Williams was elevated to the varsity as a 4-foot-11 freshman midway through the 2009-10 season. He became a starter as a sophomore and developed into a key component of Elgin teams that won consecutive conference and regional championships.
However, Williams faced a different team dynamic as a senior. Not only was he Elgin's lone returning starter, he was the only Maroon other than center Eric Sedlack ever to log meaningful minutes in a varsity game.
Complicating matters further, three players who emerged in summer-league play as scorers who could potentially take the load off Williams were ruled academically ineligible before the season began.
"All the sudden we went from nine deep to six deep, so more was thrust on Arie's shoulders as far as handling the ball and scoring," Elgin coach Mike Sitter said.
Williams was prepared for the season-long challenge, thanks to hundreds of hours spent in the weight room adding muscle to his once-wiry frame. The 1,000 shots he took six mornings a week at the Centre of Elgin didn't hurt either.
The results were evident. The 17-year old son of LA and Edie Williams led the Fox Valley area with 622 points in 28 games (22.2 avg), a 43-percent increase from the 355 points he contributed in 28 games as a junior. He also led the Maroons in assists (121) and steals (69), fought his way past bigger bodies to grab 97 rebounds (3.5 avg) and was considered Elgin's best defensive player.
Not only did Williams eclipse 1,000 points midway through the season, he completed his career as the fourth-leading scorer in Elgin's 114-year history with 1,321 points. He trails only Sean Harrington (2,119), older brother Armani Williams (1,744) and 1987 graduate Mark Baugh (1,536).
Williams attempted more than double the shots of any teammate this season, but he was remarkably accurate. He sank 55.6 percent of his 2-point attempts (99 of 178), shot 50.5 percent from 3-point range (99 of 196) and 74.3 percent from the free-throw line (127 of 171).
He was named player of the year in the Upstate Eight River by league coaches for willing the Maroons to a 14-14 record.

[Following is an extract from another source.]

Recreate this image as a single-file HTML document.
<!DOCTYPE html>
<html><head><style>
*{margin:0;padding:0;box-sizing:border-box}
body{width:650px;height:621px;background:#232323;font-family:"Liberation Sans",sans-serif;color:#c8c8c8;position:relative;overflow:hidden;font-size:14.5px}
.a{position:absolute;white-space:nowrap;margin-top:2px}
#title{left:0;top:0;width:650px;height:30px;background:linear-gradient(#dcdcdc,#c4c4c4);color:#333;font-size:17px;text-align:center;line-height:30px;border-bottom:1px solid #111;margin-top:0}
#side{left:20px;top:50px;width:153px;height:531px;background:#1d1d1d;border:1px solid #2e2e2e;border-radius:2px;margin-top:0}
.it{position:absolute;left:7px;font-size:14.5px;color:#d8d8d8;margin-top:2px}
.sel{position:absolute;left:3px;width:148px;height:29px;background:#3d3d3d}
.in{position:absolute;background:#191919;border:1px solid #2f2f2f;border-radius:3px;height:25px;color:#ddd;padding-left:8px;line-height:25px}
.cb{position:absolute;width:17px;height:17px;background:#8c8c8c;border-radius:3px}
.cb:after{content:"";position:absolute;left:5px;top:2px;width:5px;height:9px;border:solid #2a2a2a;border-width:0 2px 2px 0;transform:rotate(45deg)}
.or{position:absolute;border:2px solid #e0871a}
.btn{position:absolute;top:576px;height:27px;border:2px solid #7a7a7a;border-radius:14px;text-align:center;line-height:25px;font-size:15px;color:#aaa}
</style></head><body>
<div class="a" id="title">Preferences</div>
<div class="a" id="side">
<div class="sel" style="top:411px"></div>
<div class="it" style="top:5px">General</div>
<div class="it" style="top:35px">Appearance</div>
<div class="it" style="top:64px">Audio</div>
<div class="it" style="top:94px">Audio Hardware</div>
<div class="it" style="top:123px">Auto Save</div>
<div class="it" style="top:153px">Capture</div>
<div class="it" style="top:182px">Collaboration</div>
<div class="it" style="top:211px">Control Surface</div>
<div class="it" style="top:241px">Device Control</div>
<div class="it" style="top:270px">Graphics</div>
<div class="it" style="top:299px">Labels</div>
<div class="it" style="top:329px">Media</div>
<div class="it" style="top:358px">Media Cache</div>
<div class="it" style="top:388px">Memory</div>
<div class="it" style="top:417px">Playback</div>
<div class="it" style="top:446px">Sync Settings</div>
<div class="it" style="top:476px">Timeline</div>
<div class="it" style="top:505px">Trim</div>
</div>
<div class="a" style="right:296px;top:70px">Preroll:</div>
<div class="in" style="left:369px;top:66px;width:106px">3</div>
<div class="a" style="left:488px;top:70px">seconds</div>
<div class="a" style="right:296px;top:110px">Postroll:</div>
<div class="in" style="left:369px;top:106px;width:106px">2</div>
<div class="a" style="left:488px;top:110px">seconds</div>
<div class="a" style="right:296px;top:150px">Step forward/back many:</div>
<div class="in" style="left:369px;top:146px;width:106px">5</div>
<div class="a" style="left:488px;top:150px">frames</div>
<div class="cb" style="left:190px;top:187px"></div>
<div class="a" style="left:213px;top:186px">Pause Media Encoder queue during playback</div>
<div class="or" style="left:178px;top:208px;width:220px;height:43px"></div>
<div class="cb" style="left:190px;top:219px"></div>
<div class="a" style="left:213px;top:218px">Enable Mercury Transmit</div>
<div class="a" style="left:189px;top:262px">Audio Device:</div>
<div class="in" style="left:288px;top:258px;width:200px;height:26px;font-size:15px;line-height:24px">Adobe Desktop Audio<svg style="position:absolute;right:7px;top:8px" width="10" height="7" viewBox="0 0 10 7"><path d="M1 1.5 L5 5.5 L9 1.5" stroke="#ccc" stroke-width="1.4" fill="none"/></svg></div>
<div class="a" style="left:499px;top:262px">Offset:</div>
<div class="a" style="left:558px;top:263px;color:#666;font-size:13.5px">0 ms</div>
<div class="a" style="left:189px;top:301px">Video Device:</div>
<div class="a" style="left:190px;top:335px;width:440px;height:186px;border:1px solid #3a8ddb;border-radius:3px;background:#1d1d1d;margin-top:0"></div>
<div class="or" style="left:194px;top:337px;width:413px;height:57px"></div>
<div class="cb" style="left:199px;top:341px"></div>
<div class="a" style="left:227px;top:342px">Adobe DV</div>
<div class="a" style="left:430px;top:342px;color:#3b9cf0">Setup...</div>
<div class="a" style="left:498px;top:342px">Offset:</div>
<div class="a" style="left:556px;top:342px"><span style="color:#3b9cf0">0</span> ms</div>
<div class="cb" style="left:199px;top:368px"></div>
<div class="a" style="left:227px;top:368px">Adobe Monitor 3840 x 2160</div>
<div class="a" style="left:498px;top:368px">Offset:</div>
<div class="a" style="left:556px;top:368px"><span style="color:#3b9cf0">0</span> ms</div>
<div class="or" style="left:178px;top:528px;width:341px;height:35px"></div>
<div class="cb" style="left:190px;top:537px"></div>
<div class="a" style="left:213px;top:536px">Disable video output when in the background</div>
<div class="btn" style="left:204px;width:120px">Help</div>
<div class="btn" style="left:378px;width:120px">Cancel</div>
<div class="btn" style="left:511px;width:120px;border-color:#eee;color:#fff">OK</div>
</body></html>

"People thought Elgin was going to fall off the face of the earth basketball-wise this year, but I told people Arie might be the best player in our league," Larkin coach Deryn Carter said. "He's a competitor, he handles the ball real well, he plays with great tempo and pace and the way he shoots it is as good as anybody around."

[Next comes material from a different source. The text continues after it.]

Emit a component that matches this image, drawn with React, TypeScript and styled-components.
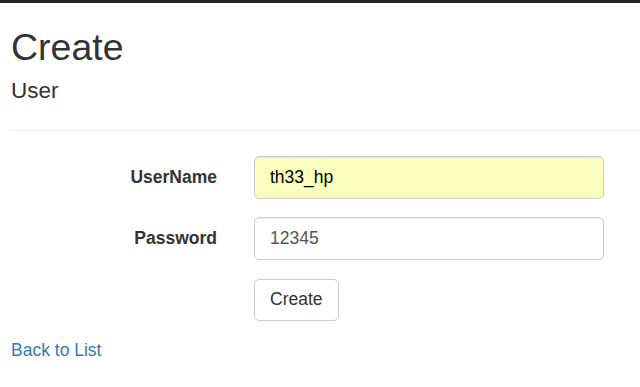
import React from 'react';
import styled, { createGlobalStyle } from 'styled-components';

const GlobalStyle = createGlobalStyle`
  html, body {
    margin: 0;
    padding: 0;
    background: #fff;
  }
  body {
    font-family: "Liberation Sans", Arial, Helvetica, sans-serif;
    font-size: 17.5px;
    line-height: 25px;
    color: #333;
  }
`;

const TopBar = styled.div`
  height: 3px;
  background-color: #222;
`;

const Page = styled.div`
  padding: 24px 0 0 11px;
`;

const Title = styled.h2`
  margin: 0;
  font-size: 37.5px;
  font-weight: 500;
  line-height: 1.1;
`;

const Subtitle = styled.h4`
  margin: 11px 0 0;
  font-size: 22.5px;
  font-weight: 500;
  line-height: 1.1;
`;

const Divider = styled.hr`
  margin: 26px 0 25px;
  border: 0;
  border-top: 1px solid #eee;
`;

const Form = styled.form`
  display: flex;
  flex-direction: column;
  gap: 18.75px;
`;

const FormGroup = styled.div`
  display: grid;
  grid-template-columns: 206px 350px;
  column-gap: 37px;
`;

const Label = styled.label`
  grid-column: 1;
  padding-top: 8.75px;
  text-align: right;
  font-weight: bold;
`;

const Input = styled.input<{ autofilled?: boolean }>`
  grid-column: 2;
  box-sizing: border-box;
  width: 350px;
  height: 42.5px;
  padding: 7.5px 15px;
  font-family: inherit;
  font-size: 17.5px;
  line-height: 25px;
  color: ${(props) => (props.autofilled ? '#000' : '#555')};
  background-color: ${(props) => (props.autofilled ? '#faffbd' : '#fff')};
  border: 1px solid #ccc;
  border-radius: 5px;
  box-shadow: inset 0 1px 1px rgba(0, 0, 0, 0.075);
  outline: none;
`;

const Button = styled.button`
  grid-column: 2;
  justify-self: start;
  box-sizing: border-box;
  height: 42.5px;
  padding: 7.5px 15px;
  font-family: inherit;
  font-size: 17.5px;
  line-height: 25px;
  color: #333;
  background-color: #fff;
  border: 1px solid #ccc;
  border-radius: 5px;
  cursor: pointer;
`;

const Footer = styled.div`
  margin-top: 16.5px;
`;

const BackLink = styled.a`
  color: #337ab7;
  text-decoration: none;
`;

export default function App() {
  return (
    <>
      <GlobalStyle />
      <TopBar />
      <Page>
        <Title>Create</Title>
        <Subtitle>User</Subtitle>
        <Divider />
        <Form onSubmit={(e) => e.preventDefault()}>
          <FormGroup>
            <Label htmlFor="UserName">UserName</Label>
            <Input id="UserName" autofilled defaultValue="th33_hp" />
          </FormGroup>
          <FormGroup>
            <Label htmlFor="Password">Password</Label>
            <Input id="Password" defaultValue="12345" />
          </FormGroup>
          <FormGroup>
            <Button type="submit">Create</Button>
          </FormGroup>
        </Form>
        <Footer>
          <BackLink href="#">Back to List</BackLink>
        </Footer>
      </Page>
    </>
  );
}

Williams enjoyed several big games: a career-best 39-point outburst in a double-overtime loss at Larkin, a 35-point game at St. Charles East, a tilt against Streamwood in which he scored 20 points in a quarter. He scored 16 points in the final 10 minutes of a 60-55 road victory against three-time FVC Valley champion Huntley on Dec. 22.

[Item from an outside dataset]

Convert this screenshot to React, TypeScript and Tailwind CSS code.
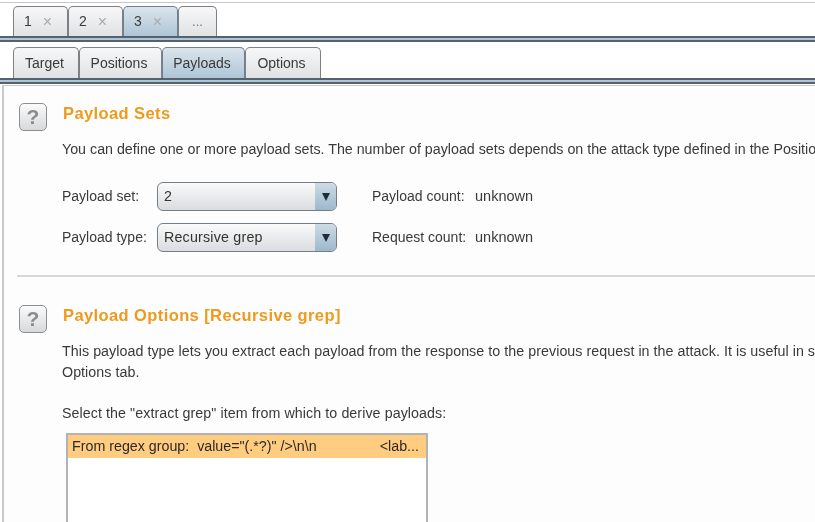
const outerTabs = [
  { label: "1", width: "w-[55px]" },
  { label: "2", width: "w-[55px]" },
  { label: "3", width: "w-[55px]", active: true },
];

const innerTabs = [
  { label: "Target", width: "w-[66px]" },
  { label: "Positions", width: "w-[83px]" },
  { label: "Payloads", width: "w-[83px]", active: true },
  { label: "Options", width: "w-[76px]" },
];

function tabClass(active?: boolean) {
  return active
    ? "border-[#6f7f8e] bg-gradient-to-b from-[#dbe5ec] to-[#aec5d7]"
    : "border-[#7d8186] bg-gradient-to-b from-[#f7f7f8] to-[#e0e2e4]";
}

function Band() {
  return <div className="h-[6px] border-y-2 border-[#56616e] bg-[#aec5d7]" />;
}

function HelpIcon() {
  return (
    <div className="flex h-[28px] w-[28px] shrink-0 items-center justify-center rounded-[5px] border border-[#8b8f93] bg-gradient-to-b from-[#fbfbfb] to-[#d8d9db] text-[21px] font-bold text-[#8a8d90]">
      ?
    </div>
  );
}

function Select({ value }: { value: string }) {
  return (
    <div className="flex h-[29px] w-[180px] overflow-hidden rounded-[6px] border border-[#757e88] bg-gradient-to-b from-[#fafafa] to-[#dadcdf]">
      <span className="flex-1 pl-[6px] leading-[27px] tracking-[0.2px] text-[#333]">{value}</span>
      <span className="flex w-[21px] items-center justify-center bg-gradient-to-b from-[#cddbe5] to-[#9db8cc]">
        <span className="h-0 w-0 border-x-[4px] border-t-[8px] border-x-transparent border-t-[#222c36]" />
      </span>
    </div>
  );
}

function Count({ label }: { label: string }) {
  return (
    <span className="ml-[35px] flex items-center">
      <span className="w-[103px] text-[14px]">{label}</span>
      <span className="text-[14.5px]">unknown</span>
    </span>
  );
}

export default function App() {
  return (
    <div className="h-[522px] w-[815px] overflow-hidden bg-white pt-[2px] font-['Liberation_Sans',sans-serif] text-[14.25px] text-[#3a3a3a] blur-[0.6px]">
      <div className="h-px bg-[#c4c6c8]" />
      <div className="flex h-[33px] items-end pl-[13px] pt-[3px]">
        {outerTabs.map((t) => (
          <div
            key={t.label}
            className={`flex h-[30px] items-center rounded-t-[5px] border border-b-0 pl-[10px] ${t.width} ${tabClass(t.active)}`}
          >
            <span className="text-[14px]">{t.label}</span>
            <span className="ml-[11px] text-[16px] text-[#a8aaad]">×</span>
          </div>
        ))}
        <div className="flex h-[30px] w-[39px] items-center justify-center rounded-t-[5px] border border-b-0 border-[#7d8186] bg-gradient-to-b from-[#f7f7f8] to-[#e0e2e4] text-[13px] text-[#777]">
          ...
        </div>
      </div>
      <Band />
      <div className="flex h-[36px] items-end pl-[13px]">
        {innerTabs.map((t) => (
          <div
            key={t.label}
            className={`flex h-[31px] items-center justify-center rounded-t-[5px] border border-b-0 pr-[3px] text-[14px] ${t.width} ${tabClass(t.active)}`}
          >
            {t.label}
          </div>
        ))}
      </div>
      <Band />
      <div className="ml-[2px] mt-px h-[440px] border-l-[2px] border-t border-[#c8cacd] bg-[#fdfdfd] pl-[15px]">
        <section className="flex pt-[17px]">
          <HelpIcon />
          <h2 className="-mt-[2px] ml-[16px] text-[16.5px] font-bold tracking-[0.4px] text-[#ee9a1d]">Payload Sets</h2>
        </section>
        <p className="ml-[43px] mt-[8px] whitespace-nowrap leading-[20px]">
          You can define one or more payload sets. The number of payload sets depends on the attack type defined in the Positions tab.
        </p>
        <div className="ml-[43px] mt-[23px] grid w-[500px] grid-cols-[95px_180px_1fr] items-center gap-y-[12px]">
          <span className="text-[14px]">Payload set:</span>
          <Select value="2" />
          <Count label="Payload count:" />
          <span className="text-[14px]">Payload type:</span>
          <Select value="Recursive grep" />
          <Count label="Request count:" />
        </div>
        <div className="-ml-[2px] mt-[23px] h-[2px] bg-[#d6d8db]" />
        <section className="flex pt-[28px]">
          <HelpIcon />
          <h2 className="-mt-[2px] ml-[16px] text-[16.5px] font-bold tracking-[0.4px] text-[#ee9a1d]">Payload Options [Recursive grep]</h2>
        </section>
        <p className="ml-[43px] mt-[8px] whitespace-nowrap leading-[21px] tracking-[0.05px]">
          This payload type lets you extract each payload from the response to the previous request in the attack. It is useful in some situations.
          <br />
          Options tab.
        </p>
        <p className="ml-[43px] mt-[20px] leading-[20px] tracking-[0.07px]">Select the "extract grep" item from which to derive payloads:</p>
        <div className="ml-[47px] mt-[10px] h-[120px] w-[362px] border-2 border-[#b0b4b9] bg-white">
          <div className="flex h-[23px] items-center justify-between bg-[#ffcc80] pl-[4px] pr-[7px] text-[#2a2a2a]">
            <span>From regex group:&nbsp; value="(.*?)" /&gt;\n\n</span>
            <span>&lt;lab...</span>
          </div>
        </div>
      </div>
    </div>
  );
}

"I was extremely impressed with what he was able to do when everybody knew he was the only guy Elgin had," Huntley coach Marty Manning said. "I think everyone thought Elgin would have a worse record than what they did. Ninety percent of that goes to him."
Williams said his most memorable moments of the season came during the Elgin Holiday Tournament. First, he sank a desperation buzzer beater from midcourt to lift the Maroons past Francis Parker 55-54 in the tournament opener.
He struck again the following day against Dundee-Crown when he scored the last 9 points of the game, capped by a difficult, game-winning baseline fadeaway with 15 seconds left.
"I just think he's the best player in the area," D-C coach Lance Huber said. " If you take him off Elgin, no disrespect to their team, but could they have won more than 5 games? He was that good."
Then there's the lingering college question. Williams, who since elementary school has played against the top competition in the state and the nation as a member of the Illinois Wolves AAU team and, more recently, the Chicago Diablos, believes he can play Division-I college basketball. Thus far he has one Division-II offer on the table with more visits scheduled.
This week he was contacted by Northern Illinois and Long Beach State. An official visit to NIU is planned for later this month.
"If he can play in college like he played this year, I really believe he can play at a D-I level," Sitter said. "The sky is the limit."
Though Williams dreams of playing big-time college basketball, the NCAA academic qualifier is more concerned with finding the right situation.
"It would have to be a good fit, not just forced," Williams said. "I want to go somewhere that wants me, that wants to play me and help me develop. That's where I want to end up."